2011年12月31日土曜日

『マザーズ』

先日、思考や価値観を揺さぶるような圧倒的なものについて、という話をたまたましていた。


例えば美術館へ行きすぐさま「あっ、この絵自分の好み。」と言えてしまえる間は、心の奥底で求めているものには出会えていないのかもしれない。
たとえそれが嫌悪や拒絶を含んでいたとしても、即座には言葉に出来ずその場を去ってなお身体の奥に深く重く入り込んだ
得も知れぬ抽象的な存在。
根源的に求めているものとは実はこういうものなのであって、それゆえなかなか得難いものなのではないだろうか、と。


金原ひとみ『マザーズ』にはそんな「得難い」「圧倒的なもの」に遭遇した凄さがあった。

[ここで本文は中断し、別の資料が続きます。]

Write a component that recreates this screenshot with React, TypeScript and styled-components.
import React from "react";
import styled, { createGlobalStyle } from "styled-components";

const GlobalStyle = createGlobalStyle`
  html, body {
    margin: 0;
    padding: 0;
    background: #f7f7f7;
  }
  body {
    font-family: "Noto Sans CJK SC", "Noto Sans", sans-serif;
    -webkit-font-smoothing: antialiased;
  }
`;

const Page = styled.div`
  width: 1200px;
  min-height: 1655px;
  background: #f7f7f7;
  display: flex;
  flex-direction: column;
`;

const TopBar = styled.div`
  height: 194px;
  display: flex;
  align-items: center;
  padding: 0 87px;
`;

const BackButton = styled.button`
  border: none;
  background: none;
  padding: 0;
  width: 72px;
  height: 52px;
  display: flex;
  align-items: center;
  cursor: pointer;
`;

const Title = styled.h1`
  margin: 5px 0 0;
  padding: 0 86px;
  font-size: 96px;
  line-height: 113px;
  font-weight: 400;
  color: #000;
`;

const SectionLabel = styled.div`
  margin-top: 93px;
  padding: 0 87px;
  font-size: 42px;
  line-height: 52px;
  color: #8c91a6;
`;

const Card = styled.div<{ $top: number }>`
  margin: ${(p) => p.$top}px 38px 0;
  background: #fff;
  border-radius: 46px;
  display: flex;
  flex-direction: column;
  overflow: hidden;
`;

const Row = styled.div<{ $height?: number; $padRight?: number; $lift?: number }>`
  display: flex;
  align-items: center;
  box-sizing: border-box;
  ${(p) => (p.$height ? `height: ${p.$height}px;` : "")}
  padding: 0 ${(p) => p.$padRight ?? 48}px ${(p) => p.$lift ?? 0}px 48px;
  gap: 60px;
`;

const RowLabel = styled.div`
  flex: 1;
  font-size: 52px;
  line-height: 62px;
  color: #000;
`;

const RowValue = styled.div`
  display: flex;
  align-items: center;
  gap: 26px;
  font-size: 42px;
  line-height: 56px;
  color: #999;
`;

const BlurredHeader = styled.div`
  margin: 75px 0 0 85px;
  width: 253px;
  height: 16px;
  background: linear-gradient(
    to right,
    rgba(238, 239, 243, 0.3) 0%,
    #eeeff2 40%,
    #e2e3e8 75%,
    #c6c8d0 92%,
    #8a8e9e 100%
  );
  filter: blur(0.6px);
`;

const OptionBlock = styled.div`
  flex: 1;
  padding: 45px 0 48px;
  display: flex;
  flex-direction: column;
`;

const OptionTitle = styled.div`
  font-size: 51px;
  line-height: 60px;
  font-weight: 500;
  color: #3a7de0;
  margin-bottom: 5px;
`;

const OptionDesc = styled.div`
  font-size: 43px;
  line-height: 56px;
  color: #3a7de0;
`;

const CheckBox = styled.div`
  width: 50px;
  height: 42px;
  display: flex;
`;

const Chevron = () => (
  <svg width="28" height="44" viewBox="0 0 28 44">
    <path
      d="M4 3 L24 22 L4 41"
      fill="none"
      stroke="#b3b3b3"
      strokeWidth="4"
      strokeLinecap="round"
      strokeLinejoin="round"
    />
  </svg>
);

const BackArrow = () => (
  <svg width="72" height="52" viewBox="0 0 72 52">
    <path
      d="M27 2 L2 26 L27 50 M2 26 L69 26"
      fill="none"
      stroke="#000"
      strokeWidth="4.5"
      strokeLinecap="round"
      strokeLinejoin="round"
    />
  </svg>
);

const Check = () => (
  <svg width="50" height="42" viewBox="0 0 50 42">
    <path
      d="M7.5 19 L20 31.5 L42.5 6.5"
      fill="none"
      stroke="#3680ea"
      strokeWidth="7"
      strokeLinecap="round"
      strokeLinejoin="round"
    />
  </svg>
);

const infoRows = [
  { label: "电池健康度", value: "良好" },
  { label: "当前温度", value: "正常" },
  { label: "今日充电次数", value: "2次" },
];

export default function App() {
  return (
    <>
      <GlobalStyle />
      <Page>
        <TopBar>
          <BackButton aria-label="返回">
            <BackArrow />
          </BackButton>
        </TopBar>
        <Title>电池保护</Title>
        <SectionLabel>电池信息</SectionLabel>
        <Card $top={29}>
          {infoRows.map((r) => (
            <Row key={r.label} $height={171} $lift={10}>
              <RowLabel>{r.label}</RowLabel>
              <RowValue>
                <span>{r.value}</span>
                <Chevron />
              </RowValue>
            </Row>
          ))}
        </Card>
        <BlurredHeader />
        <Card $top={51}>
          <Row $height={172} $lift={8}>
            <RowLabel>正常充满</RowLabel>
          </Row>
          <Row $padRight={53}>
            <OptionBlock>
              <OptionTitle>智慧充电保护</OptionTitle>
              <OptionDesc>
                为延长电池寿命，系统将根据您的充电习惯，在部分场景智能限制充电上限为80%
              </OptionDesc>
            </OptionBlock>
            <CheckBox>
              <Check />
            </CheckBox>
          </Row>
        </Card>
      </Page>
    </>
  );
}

前半100ページ弱を読んだ段階で"母親であることと女であることにさいなまれる姿は同時に人生における自由とは何かを問う"
などと主題を性別分け隔てなく安直に一般化しようとしていた自分を、読後大いに恥じる。


もしこの本を読んでいなければ結婚し子供が生まれたとしてもここに描かれているような女性の葛藤を知らずして男性は死んでゆくのかもしれない
と思うと恐ろしくなりつつ、子を持つ母性と育児に制約を受ける恋愛や性は代償や単純な対立関係として成り立つものではないという
女性が抱く愛憎の深さが男性である自分にも一定の距離を置きつつ知らしめる強烈さに痺れた。


人目につく場所で読んでしまい涙を隠すのに苦労を強いられたが、
それが号泣や嗚咽に至らずに済んだのは自分が男性であることの得した点であり、また、大きな損をしている点であったように思う。